On Monday, opponents of the proposed Atlanta Public Safety Training Center scuttled plans to submit over 100,000 signatures to the city of Atlanta for its petition for a citywide referendum. Instead, organizers said they’ll hold off until Sept. 23 to collect even more signatures, in case the city moves to invalidate a sizable portion of them.

That would likely doom the referendum’s chance of appearing on the November ballot, instead delaying it until March.

“We’ve collected over 104,000 raw signatures around the city of Atlanta — from Southwest to Buckhead — and the people have decided. Cop City must be put on the ballot,” said Mary Hooks in the Vote to Stop Cop City coalition’s Aug. 21 announcement. Hooks is a lead organizer and spokesperson for the coalition.

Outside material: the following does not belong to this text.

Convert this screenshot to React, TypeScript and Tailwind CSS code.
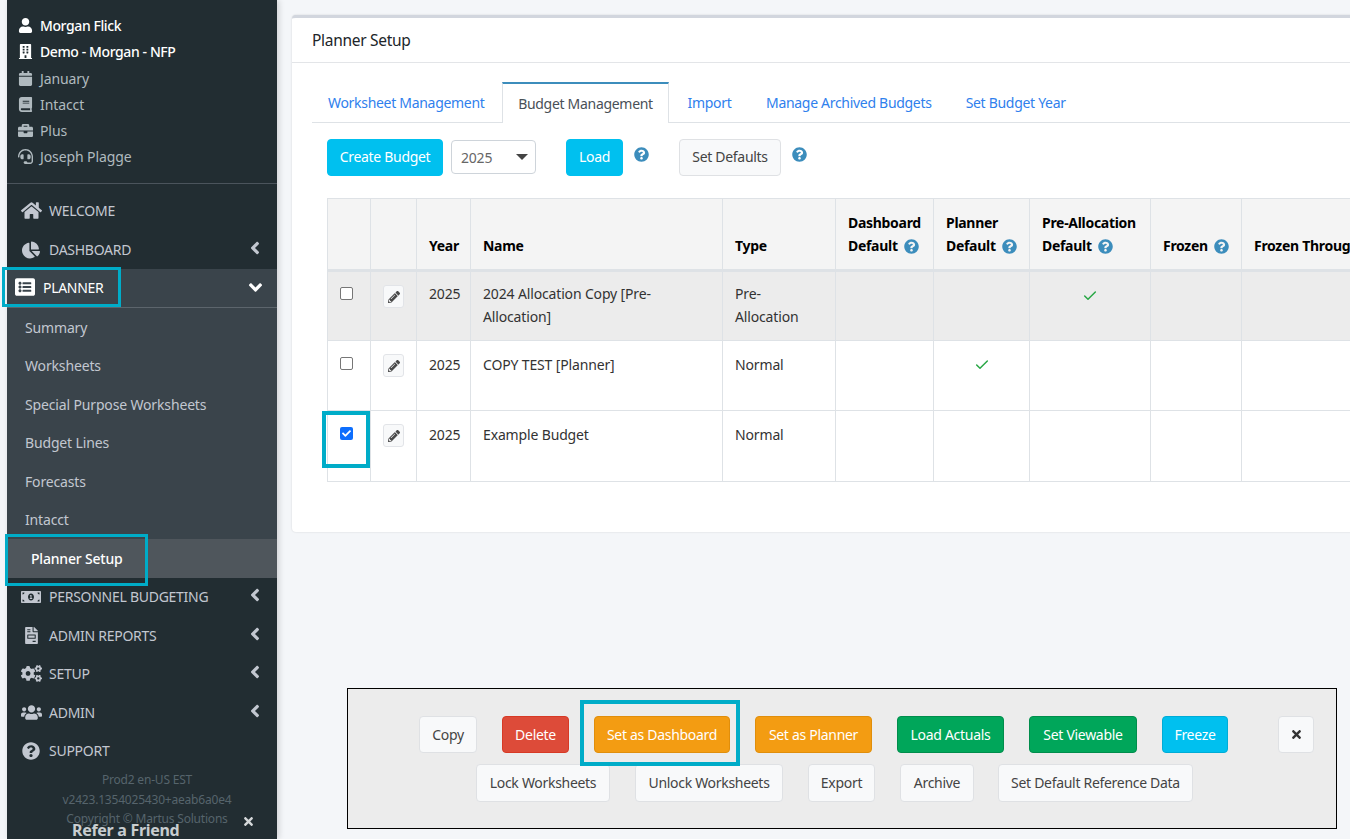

But the coalition said they’re concerned the city won’t actually do so, citing “the city of Atlanta’s open and ongoing hostility to the Cop City Vote referendum effort.”

Signature Check

As proof, they’re citing Interim Municipal Clerk Vanessa Waldon’s Aug. 21 announcement that the city will use so-called “signature checks” to verify the petition signatures – by comparing a signature on the petition to that on the signer’s voter registration. 

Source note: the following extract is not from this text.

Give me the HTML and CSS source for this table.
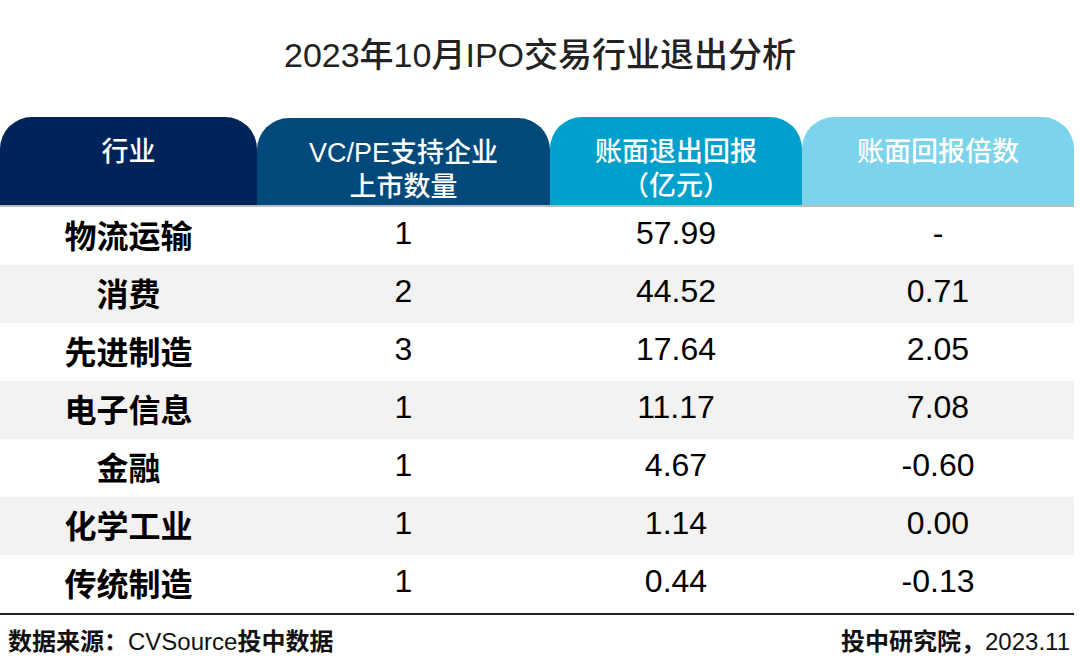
FILE: index.html
```html
<!DOCTYPE html>
<html lang="zh-CN">
<head>
<meta charset="utf-8">
<link rel="stylesheet" href="styles.css">
</head>
<body>
<div class="page">
  <h1 class="title">2023年10月IPO交易行业退出分析</h1>
  <div class="table">
    <div class="head">
      <div class="th c1">行业</div>
      <div class="th c2">VC/PE支持企业<br>上市数量</div>
      <div class="th c3">账面退出回报<br>（亿元）</div>
      <div class="th c4">账面回报倍数</div>
    </div>
    <div class="row"><div class="name">物流运输</div><div>1</div><div>57.99</div><div>-</div></div>
    <div class="row alt"><div class="name">消费</div><div>2</div><div>44.52</div><div>0.71</div></div>
    <div class="row"><div class="name">先进制造</div><div>3</div><div>17.64</div><div>2.05</div></div>
    <div class="row alt"><div class="name">电子信息</div><div>1</div><div>11.17</div><div>7.08</div></div>
    <div class="row"><div class="name">金融</div><div>1</div><div>4.67</div><div>-0.60</div></div>
    <div class="row alt"><div class="name">化学工业</div><div>1</div><div>1.14</div><div>0.00</div></div>
    <div class="row last"><div class="name">传统制造</div><div>1</div><div>0.44</div><div>-0.13</div></div>
  </div>
  <div class="footer">
    <span class="src"><b class="cjk">数据来源：</b>CVSource<b class="cjk">投中数据</b></span>
    <span class="org"><b class="cjk">投中研究院，</b>2023.11</span>
  </div>
</div>
</body>
</html>
```

FILE: styles.css
```css
* { box-sizing: border-box; }
html, body { margin: 0; padding: 0; background: #fff; }
body {
  font-family: "Liberation Sans", "Noto Sans CJK SC", sans-serif;
  color: #000;
  width: 1080px;
  height: 669px;
  overflow: hidden;
}
.page { width: 1080px; }
.title {
  margin: 0;
  height: 117px;
  display: flex;
  align-items: center;
  justify-content: center;
  padding-bottom: 12px;
  font-family: "Liberation Sans", "Noto Sans CJK SC Medium", "Noto Sans CJK SC", sans-serif;
  font-size: 34px;
  font-weight: 500;
  color: #222;
}
.table { width: 1074px; }
.head {
  display: grid;
  grid-template-columns: 257px 293px 252px 272px;
  height: 90px;
  border-bottom: 2px solid #b9bcbf;
}
.th {
  border-radius: 32px 32px 0 0;
  color: #fff;
  font-family: "Liberation Sans", "Noto Sans CJK SC Medium", "Noto Sans CJK SC", sans-serif;
  font-size: 27px;
  font-weight: 500;
  line-height: 34px;
  text-align: center;
  padding-top: 18px;
}
.c1 { background: #00245a; }
.c2 { background: #02497b; margin-top: 1px; }
.c3 { background: #00a0cc; }
.c4 { background: #7bd3ec; }
.row {
  display: grid;
  grid-template-columns: 257px 293px 252px 272px;
  height: 58px;
  align-items: center;
  text-align: center;
  font-size: 32px;
  padding-bottom: 5px;
}
.row.alt { background: #f2f2f2; }
.row.last { border-bottom: 2px solid #222; height: 60px; }
.name { font-weight: 700; }
.footer {
  display: flex;
  justify-content: space-between;
  align-items: center;
  height: 55px;
  padding: 0 8px 6px 8px;
  font-size: 24px;
  font-weight: 400;
  color: #111;
}
.cjk { font-weight: 700; }
.org { padding-right: 2px; }
```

Some voting rights experts have described this controversial process as “witchcraft”  that disenfranchises voters, because it often results in signatures getting thrown out over minute discrepancies. In 2018, the ACLU successfully sued the state of Georgia for rejecting close to 600 absentee ballots for alleged signature mismatches. 

“Signature matching is a tool of voter suppression—plain and simple,” wrote New Georgia Project Action Fund CEO Kendra Cotton in a press release. “The City of Atlanta’s use of this arcane method to verify petition signatures in the push to get a referendum on Cop City on the ballot is the same method used for years by the GOP to throw out valid ballots cast by Georgia voters. It’s the same method that the State of Georgia stopped using because they had been sued so many times on this unfair, skewed, and politically motivated practice.”

In a legal memo also distributed Monday, the coalition listed ways the city could ensure a fair and objective verification. Their recommendations include using neutral observers and regularly reporting the vetting results back to the Vote to Stop Cop City organizers, so they could correct any signature errors. 

“We’ve laid out what the law calls for and what morality calls for — it’s up to the city now to honor the will of the voters,” said Kurt Kastorf, a lawyer representing the coalition, in the press release.

Extended Deadline

The coalition’s previous goal was to submit 70,000 signatures from Atlanta residents who’re registered voters by Aug. 21 – 60 days after the municipal clerk certified their petition for a referendum. That is to satisfy a requirement in the city code that the petition must be signed by “15% of the registered voters qualified to vote in the preceding general municipal election.”

But the original deadline was extended to Sept. 23 by U.S. Federal District Judge Mark Cohen in a ruling last month for the plaintiffs in Baker v. Atlanta. The lawsuit was brought by four DeKalb County residents who said they too should be allowed to collect signatures, not just Atlanta residents, because they live near the proposed training center. The site is located in the South River Forest, south of the Atlanta city limits.

Vote to Stop Cop City organizers said they will take advantage of the extended deadline because, in addition to signature check, they’re concerned that the city is planning to require a much higher legal minimum signature count for ballot access.

The municipal clerk’s office did not respond to a request for comment. An emailed response from the city’s law department said the Atlanta City Council is currently considering legislation to allow the city attorney, Nina Hickson, to hire outside lawyers to help verify the signatures.

Even if the city council deems the signatures valid, it can still determine that the petition itself is not, the city’s law department said in the email: “If the council determines that the petition is not valid, it shall publish in detail, in a newspaper of general circulation in the week immediately following the date on which the petition is declared not to be valid, the reasons why such petition is not valid.”

The city first raised the objection that the referendum itself is unlawful in its July 14 response to the Baker v. Atlanta lawsuit challenging overly restrictive signature requirements.


Christie Calls for RICO crackdown on Stop Cop City protestors

Meanwhile, at a conservative conference in Atlanta over the weekend, Republican presidential candidate Chris Christie called for federal prosecutors to crack down on Stop Cop City protesters. The former New Jersey governor suggested that the Justice Department employ the federal version of the RICO laws Fulton County District Attorney Fani Willis used to indict Donald Trump last week. (Originally written to give prosecutors more leeway to go after mobsters, RICO stands for the Racketeer Influenced and Corrupt Organizations Act.)

“This is what the federal prosecuting system was made to deal with,” he said. “RICO seems particularly appropriate in that circumstance, given that you obviously have an organization here that’s racketeering and is corrupt – and that’s what RICO stands for, everybody. And so we need to be more aggressive about this.”